Ouro Preto, uma das cidades históricas mais conhecidas do país, está acostumada a ser palco para apresentações artísticas, culturais e religiosas, mas, há cerca de cinco anos, passou a ser, também, o cenário para manifestações contra a privatização dos serviços de abastecimento de água e esgotamento sanitário. Desde 2019, quando a prefeitura assinou um contrato com uma empresa privada, a Saneouro, para a prestação desses serviços, a população deu início a uma série de protestos, que visam fazer com que o poder público retome essas atividades. A intensa mobilização popular chamou a atenção do grupo Políticas Públicas e Direitos Humanos em Saúde e Saneamento, da Fiocruz Minas, que decidiu investigar as razões desse movimento, por meio de um estudo que se propôs a identificar e compreender as representações sociais elaboradas e partilhadas pelos moradores de Ouro Preto em relação à água e as possíveis influências dessas representações na rejeição aos serviços privados.
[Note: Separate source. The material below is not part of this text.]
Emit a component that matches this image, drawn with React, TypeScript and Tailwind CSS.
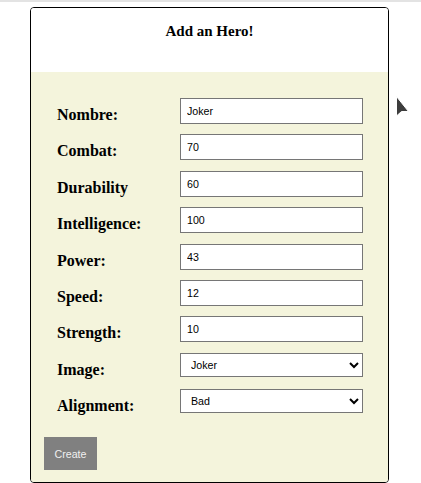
import React from "react";

type Field = {
    label: string;
    value: string;
    kind?: "input" | "select";
};

const fields: Field[] = [
    { label: "Nombre:", value: "Joker" },
    { label: "Combat:", value: "70" },
    { label: "Durability", value: "60" },
    { label: "Intelligence:", value: "100" },
    { label: "Power:", value: "43" },
    { label: "Speed:", value: "12" },
    { label: "Strength:", value: "10" },
    { label: "Image:", value: "Joker", kind: "select" },
    { label: "Alignment:", value: "Bad", kind: "select" },
];

const serif = "font-['Liberation_Serif','Times_New_Roman',serif]";
const sans = "font-['Liberation_Sans',Arial,sans-serif]";

const Cursor: React.FC = () => (
    <svg
        className="absolute left-[394px] top-[95px]"
        width="18"
        height="26"
        viewBox="0 0 18 26"
    >
        <path
            d="M2.5 1.5 L2.5 21 L7.5 16.5 L14.5 16.5 Z"
            fill="#3d3d3d"
            stroke="#ffffff"
            strokeWidth="1"
            strokeLinejoin="round"
        />
    </svg>
);

const App: React.FC = () => {
    return (
        <div className="relative w-[421px] h-[483px] overflow-hidden bg-white">
            <div className="h-[2px] bg-[#e3e3e3]" />
            <div className="ml-[30px] mt-[5px] w-[359px] h-[476px] flex flex-col border border-black rounded-[4px] overflow-hidden">
                <div className="h-[64px] bg-white pt-[13px]">
                    <h3 className={`${serif} text-[15px] leading-[20px] font-bold text-center text-black`}>
                        Add an Hero!
                    </h3>
                </div>
                <form
                    className="flex-1 bg-[#f4f4dc] pt-[26px] pl-[26px] pr-[24px]"
                    onSubmit={(e) => e.preventDefault()}
                >
                    <div className="flex flex-col gap-[10.4px]">
                        {fields.map((f) => (
                            <div key={f.label} className="flex h-[26px] items-start">
                                <label
                                    className={`${serif} w-[123px] shrink-0 pt-[7px] text-[16px] leading-[20px] font-bold text-black`}
                                >
                                    {f.label}
                                </label>
                                {f.kind === "select" ? (
                                    <select
                                        defaultValue={f.value}
                                        className={`${sans} w-[183px] h-[24px] border border-[#767676] bg-white pl-[6px] text-[10.67px] text-black`}
                                    >
                                        <option>{f.value}</option>
                                    </select>
                                ) : (
                                    <input
                                        type="text"
                                        defaultValue={f.value}
                                        className={`${sans} w-[183px] h-[26px] border border-[#767676] bg-white px-[6px] text-[10.67px] text-black`}
                                    />
                                )}
                            </div>
                        ))}
                    </div>
                    <button
                        type="submit"
                        className={`${sans} -ml-[13px] mt-[22px] w-[53px] h-[33px] bg-[#808080] text-[10.67px] text-[#f0f0f0]`}
                    >
                        Create
                    </button>
                </form>
            </div>
            <Cursor />
        </div>
    );
};

export default App;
“A reação das pessoas em Ouro Preto em relação à privatização nos chamou a atenção porque outros municípios já privatizaram serviços de abastecimento de água e esgotamento sanitário e não temos conhecimento de ter havido uma manifestação contrária tão intensa. Foi por isso que resolvemos tentar entender essa relação que as pessoas têm com a água em Ouro Preto, de forma a compreender se isso influenciou nessa rejeição, que já dura quase cinco anos. Ainda hoje, as pessoas refutam a privatização e pedem a remunicipalização dos serviços”, explica Natália Onuzik, que esteve à frente da pesquisa por meio do Programa de Pós-Graduação em Saúde Coletiva da Fiocruz Minas, sob orientação do pesquisador Léo Heller e da pesquisadora Celina Modena.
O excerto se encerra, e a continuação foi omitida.